Tag Archives: advice for writers

Finger Exercises

When my grandfather died in 1954, his only son, my father, used his inheritance to buy a baby grand piano. This piano then became the elephant in our living room, taking up about a third of the room’s space and doing nothing but sit there in the corner on its unshapely legs.

My father, utterly unlike his practical, industrious, Scottish-immigrant father, was something of a dreamer. I’m guessing he dreamed his kids would somehow, miraculously, learn how to play that piano all on our own. He certainly didn’t have the money to pay for any piano lessons. The best we four children could ever manage to bang out on the baby grand’s keys was Chopsticks.

But since then I’ve often thought that if I had, in fact, learned to play the piano, it would be vitally important to practice every day – not to entertain anyone with my stumbling scales but just to keep my fingers nimble.

These daily finger exercises would be the equivalent of the daily writing exercises committed writers must practice, what Julia Cameron, author of the mega-best-selling book, The Artist’s Way, refers to as “Morning Pages.” (For more on this, see the recent profile of Julia Cameron by Penelope Green in The New York Times, published February 2.)
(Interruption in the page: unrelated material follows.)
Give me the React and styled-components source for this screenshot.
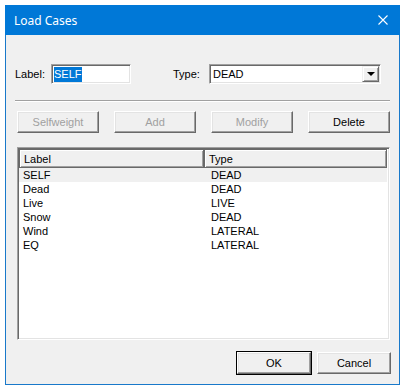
import React from "react";
import styled, { createGlobalStyle } from "styled-components";

const GlobalStyle = createGlobalStyle`
  html, body {
    margin: 0;
    padding: 0;
    background: #fff;
  }
  body {
    font-family: "Liberation Sans", Arial, sans-serif;
  }
`;

const Page = styled.div`
  padding: 5px;
  width: 405px;
  height: 391px;
  box-sizing: border-box;
`;

const Window = styled.div`
  width: 395px;
  height: 380px;
  box-sizing: border-box;
  border: 1px solid #1979ca;
  border-top: none;
  background: #f0f0f0;
  display: flex;
  flex-direction: column;
`;

const TitleBar = styled.div`
  height: 30px;
  margin: 0 -1px;
  background: #0078d7;
  color: #fff;
  display: flex;
  align-items: center;
  justify-content: space-between;
  padding: 0 12px 0 9px;
  font-family: "Noto Sans", "Open Sans", sans-serif;
  font-size: 12px;
`;

const CloseIcon = () => (
  <svg width="10" height="10" viewBox="0 0 10 10">
    <path d="M0.5 0.5 L9.5 9.5 M9.5 0.5 L0.5 9.5" stroke="#fff" strokeWidth="1.1" fill="none" />
  </svg>
);

const Body = styled.div`
  flex: 1;
  display: flex;
  flex-direction: column;
  padding: 29px 8px 10px 9px;
  font-size: 11px;
  color: #000;
`;

const FieldRow = styled.div`
  display: flex;
  align-items: center;
  height: 20px;
`;

const FieldLabel = styled.span`
  width: ${p => p.w}px;
  margin-left: ${p => p.ml || 0}px;
`;

const Sunken = styled.div`
  box-sizing: border-box;
  height: 20px;
  width: ${p => p.w}px;
  background: #fff;
  border-top: 1px solid #a0a0a0;
  border-left: 1px solid #a0a0a0;
  border-right: 1px solid #fff;
  border-bottom: 1px solid #fff;
  box-shadow: inset 1px 1px 0 #696969, inset -1px -1px 0 #e3e3e3;
  display: flex;
  align-items: center;
  padding: 0 2px;
`;

const Selected = styled.span`
  background: #0078d7;
  color: #fff;
  padding: 1px 0;
  line-height: 13px;
`;

const ComboText = styled.span`
  flex: 1;
  padding-left: 1px;
`;

const DropButton = styled.div`
  width: 17px;
  height: 16px;
  box-sizing: border-box;
  background: #f0f0f0;
  border-top: 1px solid #f0f0f0;
  border-left: 1px solid #f0f0f0;
  border-right: 1px solid #696969;
  border-bottom: 1px solid #696969;
  box-shadow: inset 1px 1px 0 #fff, inset -1px -1px 0 #a0a0a0;
  display: flex;
  align-items: center;
  justify-content: center;
  margin-right: -1px;
`;

const Arrow = styled.div`
  width: 0;
  height: 0;
  border-left: 4px solid transparent;
  border-right: 4px solid transparent;
  border-top: 4px solid #000;
`;

const Separator = styled.div`
  margin: 16px 1px 0 0;
  border-top: 1px solid #a0a0a0;
  border-bottom: 1px solid #fff;
`;

const ButtonRow = styled.div`
  display: flex;
  gap: 15px;
  margin: 9px 0 0 2px;
`;

const Button = styled.div`
  box-sizing: border-box;
  width: ${p => p.w || 82}px;
  height: ${p => p.h || 22}px;
  display: flex;
  align-items: center;
  justify-content: center;
  background: #f0f0f0;
  color: ${p => (p.disabled ? "#a0a0a0" : "#000")};
  border-top: 1px solid #fff;
  border-left: 1px solid #fff;
  border-right: 1px solid #696969;
  border-bottom: 1px solid #696969;
  box-shadow: inset -1px -1px 0 #a0a0a0, inset 1px 1px 0 #e3e3e3;
  outline: ${p => (p.primary ? "1px solid #000" : "none")};
`;

const List = styled.div`
  margin: 14px 0 0 2px;
  width: 373px;
  height: 193px;
  box-sizing: border-box;
  background: #fff;
  border-top: 1px solid #a0a0a0;
  border-left: 1px solid #a0a0a0;
  border-right: 1px solid #fff;
  border-bottom: 1px solid #fff;
  box-shadow: inset 1px 1px 0 #696969, inset -1px -1px 0 #e3e3e3;
  padding: 1px 2px 0 1px;
  display: flex;
  flex-direction: column;
`;

const Header = styled.div`
  display: flex;
  height: 19px;
`;

const HeaderCell = styled.div`
  box-sizing: border-box;
  width: ${p => p.w}px;
  height: 19px;
  background: #f0f0f0;
  border: 1px solid #696969;
  box-shadow: inset 1px 1px 0 #fff, inset -1px -1px 0 #a0a0a0;
  display: flex;
  align-items: center;
  padding-left: 4px;
`;

const Row = styled.div`
  display: flex;
  height: 14px;
  align-items: center;
  background: ${p => (p.active ? "#f0f0f0" : "transparent")};
`;

const Cell = styled.div`
  width: ${p => p.w}px;
  padding-left: 4px;
  box-sizing: border-box;
`;

const Footer = styled.div`
  display: flex;
  justify-content: flex-end;
  gap: 6px;
  margin-top: 12px;
`;

const rows = [
  ["SELF", "DEAD"],
  ["Dead", "DEAD"],
  ["Live", "LIVE"],
  ["Snow", "DEAD"],
  ["Wind", "LATERAL"],
  ["EQ", "LATERAL"],
];

export default function App() {
  return (
    <Page>
      <GlobalStyle />
      <Window>
        <TitleBar>
          <span>Load Cases</span>
          <CloseIcon />
        </TitleBar>
        <Body>
          <FieldRow>
            <FieldLabel w={36}>Label:</FieldLabel>
            <Sunken w={80}>
              <Selected>SELF</Selected>
            </Sunken>
            <FieldLabel w={36} ml={42}>Type:</FieldLabel>
            <Sunken w={172}>
              <ComboText>DEAD</ComboText>
              <DropButton>
                <Arrow />
              </DropButton>
            </Sunken>
          </FieldRow>
          <Separator />
          <ButtonRow>
            <Button disabled>Selfweight</Button>
            <Button disabled>Add</Button>
            <Button disabled>Modify</Button>
            <Button>Delete</Button>
          </ButtonRow>
          <List>
            <Header>
              <HeaderCell w={186}>Label</HeaderCell>
              <HeaderCell w={184}>Type</HeaderCell>
            </Header>
            {rows.map(([label, type], i) => (
              <Row key={label} active={i === 0}>
                <Cell w={188}>{label}</Cell>
                <Cell w={180}>{type}</Cell>
              </Row>
            ))}
          </List>
          <Footer>
            <Button w={74} h={22} primary>OK</Button>
            <Button w={74} h={22}>Cancel</Button>
          </Footer>
        </Body>
      </Window>
    </Page>
  );
}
A friend from Taos, I just learned, has decided to close her successful business and pursue her dream of writing one or more books. She recently asked for my advice, because we were colleagues at UNM-Taos, where I taught English and Creative Writing for ten years. This, in part, is the simple advice I would offer:

READ and WRITE.

Every day.

First: Read (and reread) good books. And not in a hurry. Chew on them. Feast on them. Study them. Study the authors’ word choices, sentence structure, plot architecture, scenic descriptions, vivid characterizations, what is stated and what is implied, and so on. Learn from them. We all can learn from the masters.
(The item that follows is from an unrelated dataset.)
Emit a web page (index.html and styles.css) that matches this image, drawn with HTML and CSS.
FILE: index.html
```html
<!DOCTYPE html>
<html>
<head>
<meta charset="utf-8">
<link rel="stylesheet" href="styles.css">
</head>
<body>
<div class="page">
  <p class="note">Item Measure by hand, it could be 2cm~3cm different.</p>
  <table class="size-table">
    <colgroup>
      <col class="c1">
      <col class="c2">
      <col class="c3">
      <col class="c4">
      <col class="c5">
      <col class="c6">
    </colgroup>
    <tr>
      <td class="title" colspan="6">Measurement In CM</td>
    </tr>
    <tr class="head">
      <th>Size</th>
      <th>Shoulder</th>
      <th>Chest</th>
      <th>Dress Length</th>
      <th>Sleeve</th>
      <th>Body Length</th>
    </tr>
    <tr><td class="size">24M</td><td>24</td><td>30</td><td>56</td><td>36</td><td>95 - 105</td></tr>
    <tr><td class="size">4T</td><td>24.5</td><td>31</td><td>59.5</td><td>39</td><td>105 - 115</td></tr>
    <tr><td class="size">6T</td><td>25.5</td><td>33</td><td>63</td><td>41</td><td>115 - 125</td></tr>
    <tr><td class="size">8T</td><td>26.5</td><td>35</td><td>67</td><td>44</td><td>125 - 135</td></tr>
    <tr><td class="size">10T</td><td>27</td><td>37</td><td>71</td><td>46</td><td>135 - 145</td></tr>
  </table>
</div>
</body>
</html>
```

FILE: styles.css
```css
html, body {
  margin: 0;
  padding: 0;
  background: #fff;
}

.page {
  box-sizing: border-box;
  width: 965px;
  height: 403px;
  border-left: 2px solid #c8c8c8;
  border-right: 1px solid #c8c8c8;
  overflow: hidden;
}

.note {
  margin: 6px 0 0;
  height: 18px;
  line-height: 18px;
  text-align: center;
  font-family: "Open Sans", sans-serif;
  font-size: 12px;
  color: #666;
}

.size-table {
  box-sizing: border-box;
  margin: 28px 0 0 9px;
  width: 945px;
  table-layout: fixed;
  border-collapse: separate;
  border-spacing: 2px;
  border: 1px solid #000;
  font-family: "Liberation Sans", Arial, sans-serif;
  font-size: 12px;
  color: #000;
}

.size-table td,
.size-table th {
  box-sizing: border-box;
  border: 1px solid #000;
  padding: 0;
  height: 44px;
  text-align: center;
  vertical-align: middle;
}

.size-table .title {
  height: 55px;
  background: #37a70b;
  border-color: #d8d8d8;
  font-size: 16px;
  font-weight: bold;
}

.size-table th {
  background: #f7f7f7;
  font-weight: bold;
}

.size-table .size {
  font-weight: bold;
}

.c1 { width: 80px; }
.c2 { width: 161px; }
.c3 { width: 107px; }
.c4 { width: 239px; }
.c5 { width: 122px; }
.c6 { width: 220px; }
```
In my teaching experience, the students who had the most trouble following this part of my advice were mainly older men, recently retired from successful careers, who appeared to have stopped reading literature the minute they graduated from college. In their hubris they believed writing a book of their own at this stage of their lives would come easy, off the top of their gray-haired heads. Not so.

Second: Write every day, at, ideally, the same time every day, such as early morning, as Julia Cameron recommends, when our minds are less cluttered and distracted. Write about anything, or everything – what you did yesterday, what you plan to do today, conversations you’ve had or overheard, how you’re feeling, what you’re thinking, the books you’re reading, the state of the world from your point of view (!) – and let it rip, freestyle, without self-criticism. This is like finger exercises on the piano, not for anyone else’s enjoyment or enlightenment (at all); rather, for your own thinking/writing fitness regimen.

Then, when you’re ready to write your book, the thoughts and words will more likely flow from a deeper and more meaningful place.

Which is not to say it will be easy.